▶ _Your objective_: Extract the full listing verbatim and drop any pictures from your copy.
== Stored data
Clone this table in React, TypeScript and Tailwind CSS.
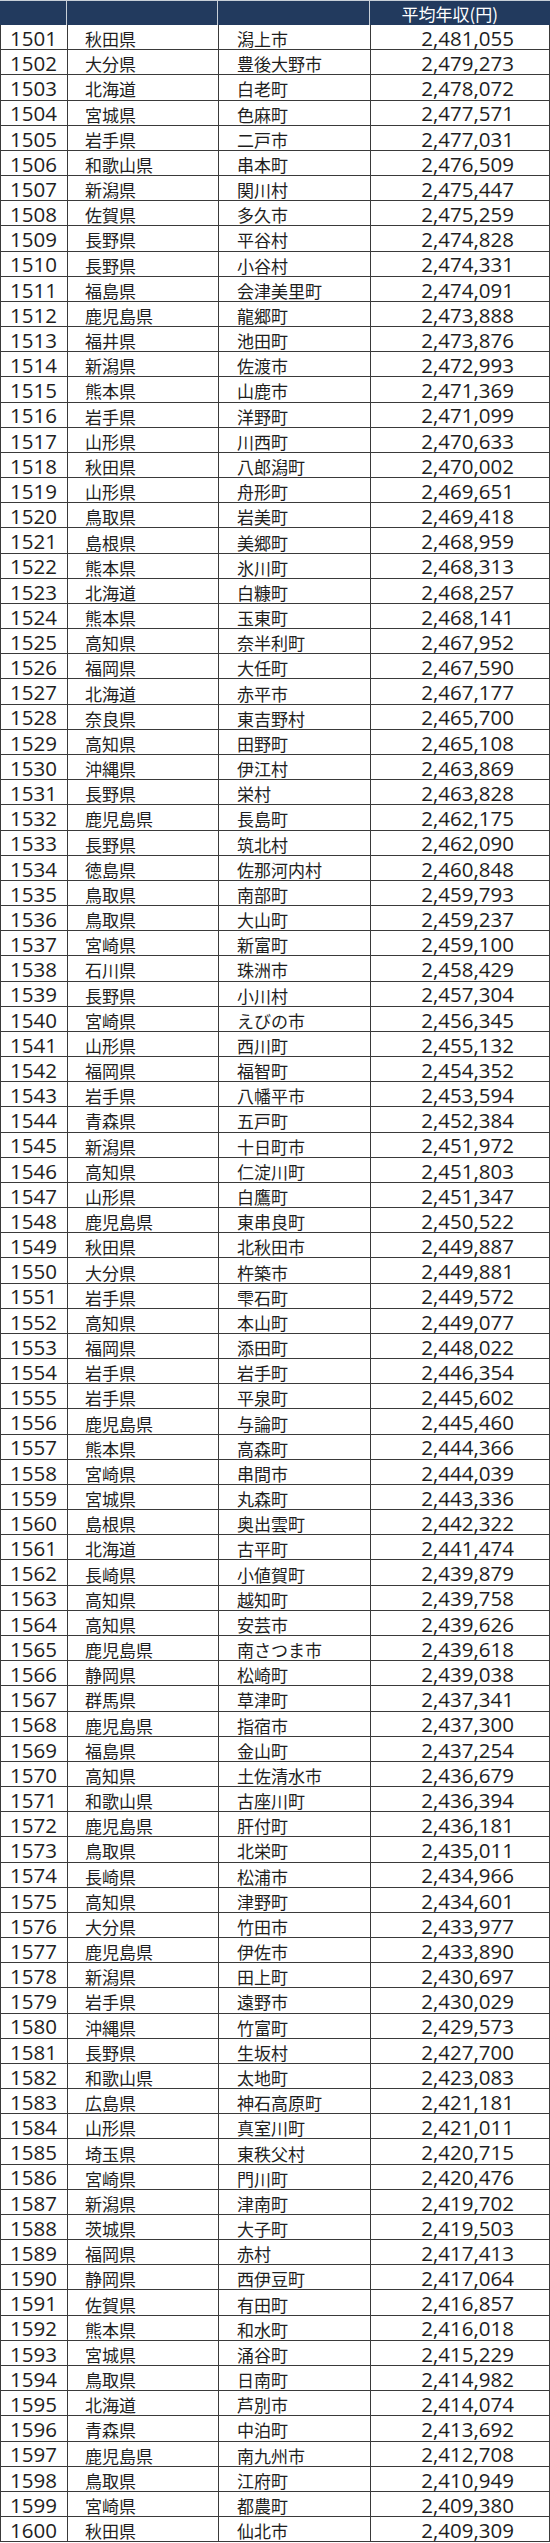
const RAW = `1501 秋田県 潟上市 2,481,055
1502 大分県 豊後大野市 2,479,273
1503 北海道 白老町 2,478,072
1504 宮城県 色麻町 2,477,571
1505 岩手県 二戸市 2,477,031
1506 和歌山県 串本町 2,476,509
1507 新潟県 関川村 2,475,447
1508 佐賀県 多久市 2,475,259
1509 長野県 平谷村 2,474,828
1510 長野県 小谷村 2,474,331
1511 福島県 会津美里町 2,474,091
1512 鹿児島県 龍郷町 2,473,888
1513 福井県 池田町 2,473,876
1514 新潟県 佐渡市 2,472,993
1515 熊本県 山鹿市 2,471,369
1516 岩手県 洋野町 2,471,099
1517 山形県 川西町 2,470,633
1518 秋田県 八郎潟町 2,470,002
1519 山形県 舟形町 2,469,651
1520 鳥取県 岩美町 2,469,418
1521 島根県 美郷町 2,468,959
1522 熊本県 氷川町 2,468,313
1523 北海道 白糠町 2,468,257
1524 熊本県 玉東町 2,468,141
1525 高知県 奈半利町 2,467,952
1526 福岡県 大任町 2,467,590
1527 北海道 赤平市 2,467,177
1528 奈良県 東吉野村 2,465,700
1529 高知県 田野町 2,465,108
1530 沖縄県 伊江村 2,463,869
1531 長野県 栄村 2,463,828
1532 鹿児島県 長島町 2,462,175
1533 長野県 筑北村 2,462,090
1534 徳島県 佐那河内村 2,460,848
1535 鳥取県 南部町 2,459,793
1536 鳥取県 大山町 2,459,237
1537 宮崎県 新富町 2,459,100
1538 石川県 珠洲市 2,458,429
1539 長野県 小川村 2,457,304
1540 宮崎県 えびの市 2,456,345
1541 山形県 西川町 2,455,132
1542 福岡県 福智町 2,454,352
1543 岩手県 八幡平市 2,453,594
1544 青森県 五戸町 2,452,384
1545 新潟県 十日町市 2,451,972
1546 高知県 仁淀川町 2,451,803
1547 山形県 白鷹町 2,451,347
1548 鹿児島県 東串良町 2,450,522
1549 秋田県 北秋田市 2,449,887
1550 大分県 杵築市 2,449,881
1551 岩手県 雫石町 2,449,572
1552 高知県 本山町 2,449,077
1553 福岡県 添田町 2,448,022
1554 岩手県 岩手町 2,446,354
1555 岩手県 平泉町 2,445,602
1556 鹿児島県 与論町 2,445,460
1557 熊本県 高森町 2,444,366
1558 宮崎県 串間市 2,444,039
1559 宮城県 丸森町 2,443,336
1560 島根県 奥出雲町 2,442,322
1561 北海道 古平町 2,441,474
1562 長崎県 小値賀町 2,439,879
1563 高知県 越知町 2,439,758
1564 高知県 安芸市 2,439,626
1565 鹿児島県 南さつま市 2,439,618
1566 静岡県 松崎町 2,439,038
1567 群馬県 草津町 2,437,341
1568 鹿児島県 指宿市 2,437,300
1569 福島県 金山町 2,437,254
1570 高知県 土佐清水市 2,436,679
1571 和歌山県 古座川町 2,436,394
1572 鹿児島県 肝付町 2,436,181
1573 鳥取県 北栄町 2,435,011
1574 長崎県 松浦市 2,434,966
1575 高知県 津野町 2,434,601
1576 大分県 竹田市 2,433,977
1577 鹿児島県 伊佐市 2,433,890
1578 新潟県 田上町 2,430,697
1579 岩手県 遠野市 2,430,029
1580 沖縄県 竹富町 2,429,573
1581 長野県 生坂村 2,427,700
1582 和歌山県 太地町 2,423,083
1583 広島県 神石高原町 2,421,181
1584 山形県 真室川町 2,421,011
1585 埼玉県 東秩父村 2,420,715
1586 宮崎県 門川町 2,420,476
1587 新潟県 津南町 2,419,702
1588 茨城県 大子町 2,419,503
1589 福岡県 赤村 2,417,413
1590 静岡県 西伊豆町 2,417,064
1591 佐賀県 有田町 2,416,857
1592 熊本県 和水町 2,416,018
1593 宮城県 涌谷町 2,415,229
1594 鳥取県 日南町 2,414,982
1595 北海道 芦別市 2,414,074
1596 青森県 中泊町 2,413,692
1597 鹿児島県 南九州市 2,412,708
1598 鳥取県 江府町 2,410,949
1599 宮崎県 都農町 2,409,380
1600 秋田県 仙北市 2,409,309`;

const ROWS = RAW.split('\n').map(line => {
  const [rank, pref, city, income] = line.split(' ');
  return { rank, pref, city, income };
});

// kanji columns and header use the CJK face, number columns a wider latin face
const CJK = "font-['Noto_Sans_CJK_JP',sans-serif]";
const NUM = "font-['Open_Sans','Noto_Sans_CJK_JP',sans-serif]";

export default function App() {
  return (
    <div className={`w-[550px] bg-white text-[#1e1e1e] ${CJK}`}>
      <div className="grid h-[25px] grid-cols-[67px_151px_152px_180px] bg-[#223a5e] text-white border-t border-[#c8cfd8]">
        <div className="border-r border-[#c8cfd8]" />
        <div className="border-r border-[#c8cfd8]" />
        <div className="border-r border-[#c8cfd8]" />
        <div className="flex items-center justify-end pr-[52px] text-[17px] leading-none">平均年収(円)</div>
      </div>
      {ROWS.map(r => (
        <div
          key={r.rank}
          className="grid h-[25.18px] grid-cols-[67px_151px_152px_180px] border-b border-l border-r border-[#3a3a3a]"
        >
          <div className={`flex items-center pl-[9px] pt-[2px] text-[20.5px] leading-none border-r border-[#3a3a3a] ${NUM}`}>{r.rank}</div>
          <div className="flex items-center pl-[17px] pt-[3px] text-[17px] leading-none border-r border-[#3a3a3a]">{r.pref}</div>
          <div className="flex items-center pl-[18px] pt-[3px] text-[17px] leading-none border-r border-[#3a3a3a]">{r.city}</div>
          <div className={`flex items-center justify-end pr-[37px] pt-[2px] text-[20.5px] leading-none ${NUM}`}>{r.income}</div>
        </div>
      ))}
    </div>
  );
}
====
▶ _Task response_:
Clone this table in React, TypeScript and Tailwind CSS.
const RAW = `1501 秋田県 潟上市 2,481,055
1502 大分県 豊後大野市 2,479,273
1503 北海道 白老町 2,478,072
1504 宮城県 色麻町 2,477,571
1505 岩手県 二戸市 2,477,031
1506 和歌山県 串本町 2,476,509
1507 新潟県 関川村 2,475,447
1508 佐賀県 多久市 2,475,259
1509 長野県 平谷村 2,474,828
1510 長野県 小谷村 2,474,331
1511 福島県 会津美里町 2,474,091
1512 鹿児島県 龍郷町 2,473,888
1513 福井県 池田町 2,473,876
1514 新潟県 佐渡市 2,472,993
1515 熊本県 山鹿市 2,471,369
1516 岩手県 洋野町 2,471,099
1517 山形県 川西町 2,470,633
1518 秋田県 八郎潟町 2,470,002
1519 山形県 舟形町 2,469,651
1520 鳥取県 岩美町 2,469,418
1521 島根県 美郷町 2,468,959
1522 熊本県 氷川町 2,468,313
1523 北海道 白糠町 2,468,257
1524 熊本県 玉東町 2,468,141
1525 高知県 奈半利町 2,467,952
1526 福岡県 大任町 2,467,590
1527 北海道 赤平市 2,467,177
1528 奈良県 東吉野村 2,465,700
1529 高知県 田野町 2,465,108
1530 沖縄県 伊江村 2,463,869
1531 長野県 栄村 2,463,828
1532 鹿児島県 長島町 2,462,175
1533 長野県 筑北村 2,462,090
1534 徳島県 佐那河内村 2,460,848
1535 鳥取県 南部町 2,459,793
1536 鳥取県 大山町 2,459,237
1537 宮崎県 新富町 2,459,100
1538 石川県 珠洲市 2,458,429
1539 長野県 小川村 2,457,304
1540 宮崎県 えびの市 2,456,345
1541 山形県 西川町 2,455,132
1542 福岡県 福智町 2,454,352
1543 岩手県 八幡平市 2,453,594
1544 青森県 五戸町 2,452,384
1545 新潟県 十日町市 2,451,972
1546 高知県 仁淀川町 2,451,803
1547 山形県 白鷹町 2,451,347
1548 鹿児島県 東串良町 2,450,522
1549 秋田県 北秋田市 2,449,887
1550 大分県 杵築市 2,449,881
1551 岩手県 雫石町 2,449,572
1552 高知県 本山町 2,449,077
1553 福岡県 添田町 2,448,022
1554 岩手県 岩手町 2,446,354
1555 岩手県 平泉町 2,445,602
1556 鹿児島県 与論町 2,445,460
1557 熊本県 高森町 2,444,366
1558 宮崎県 串間市 2,444,039
1559 宮城県 丸森町 2,443,336
1560 島根県 奥出雲町 2,442,322
1561 北海道 古平町 2,441,474
1562 長崎県 小値賀町 2,439,879
1563 高知県 越知町 2,439,758
1564 高知県 安芸市 2,439,626
1565 鹿児島県 南さつま市 2,439,618
1566 静岡県 松崎町 2,439,038
1567 群馬県 草津町 2,437,341
1568 鹿児島県 指宿市 2,437,300
1569 福島県 金山町 2,437,254
1570 高知県 土佐清水市 2,436,679
1571 和歌山県 古座川町 2,436,394
1572 鹿児島県 肝付町 2,436,181
1573 鳥取県 北栄町 2,435,011
1574 長崎県 松浦市 2,434,966
1575 高知県 津野町 2,434,601
1576 大分県 竹田市 2,433,977
1577 鹿児島県 伊佐市 2,433,890
1578 新潟県 田上町 2,430,697
1579 岩手県 遠野市 2,430,029
1580 沖縄県 竹富町 2,429,573
1581 長野県 生坂村 2,427,700
1582 和歌山県 太地町 2,423,083
1583 広島県 神石高原町 2,421,181
1584 山形県 真室川町 2,421,011
1585 埼玉県 東秩父村 2,420,715
1586 宮崎県 門川町 2,420,476
1587 新潟県 津南町 2,419,702
1588 茨城県 大子町 2,419,503
1589 福岡県 赤村 2,417,413
1590 静岡県 西伊豆町 2,417,064
1591 佐賀県 有田町 2,416,857
1592 熊本県 和水町 2,416,018
1593 宮城県 涌谷町 2,415,229
1594 鳥取県 日南町 2,414,982
1595 北海道 芦別市 2,414,074
1596 青森県 中泊町 2,413,692
1597 鹿児島県 南九州市 2,412,708
1598 鳥取県 江府町 2,410,949
1599 宮崎県 都農町 2,409,380
1600 秋田県 仙北市 2,409,309`;

const ROWS = RAW.split('\n').map(line => {
  const [rank, pref, city, income] = line.split(' ');
  return { rank, pref, city, income };
});

// kanji columns and header use the CJK face, number columns a wider latin face
const CJK = "font-['Noto_Sans_CJK_JP',sans-serif]";
const NUM = "font-['Open_Sans','Noto_Sans_CJK_JP',sans-serif]";

export default function App() {
  return (
    <div className={`w-[550px] bg-white text-[#1e1e1e] ${CJK}`}>
      <div className="grid h-[25px] grid-cols-[67px_151px_152px_180px] bg-[#223a5e] text-white border-t border-[#c8cfd8]">
        <div className="border-r border-[#c8cfd8]" />
        <div className="border-r border-[#c8cfd8]" />
        <div className="border-r border-[#c8cfd8]" />
        <div className="flex items-center justify-end pr-[52px] text-[17px] leading-none">平均年収(円)</div>
      </div>
      {ROWS.map(r => (
        <div
          key={r.rank}
          className="grid h-[25.18px] grid-cols-[67px_151px_152px_180px] border-b border-l border-r border-[#3a3a3a]"
        >
          <div className={`flex items-center pl-[9px] pt-[2px] text-[20.5px] leading-none border-r border-[#3a3a3a] ${NUM}`}>{r.rank}</div>
          <div className="flex items-center pl-[17px] pt-[3px] text-[17px] leading-none border-r border-[#3a3a3a]">{r.pref}</div>
          <div className="flex items-center pl-[18px] pt-[3px] text-[17px] leading-none border-r border-[#3a3a3a]">{r.city}</div>
          <div className={`flex items-center justify-end pr-[37px] pt-[2px] text-[20.5px] leading-none ${NUM}`}>{r.income}</div>
        </div>
      ))}
    </div>
  );
}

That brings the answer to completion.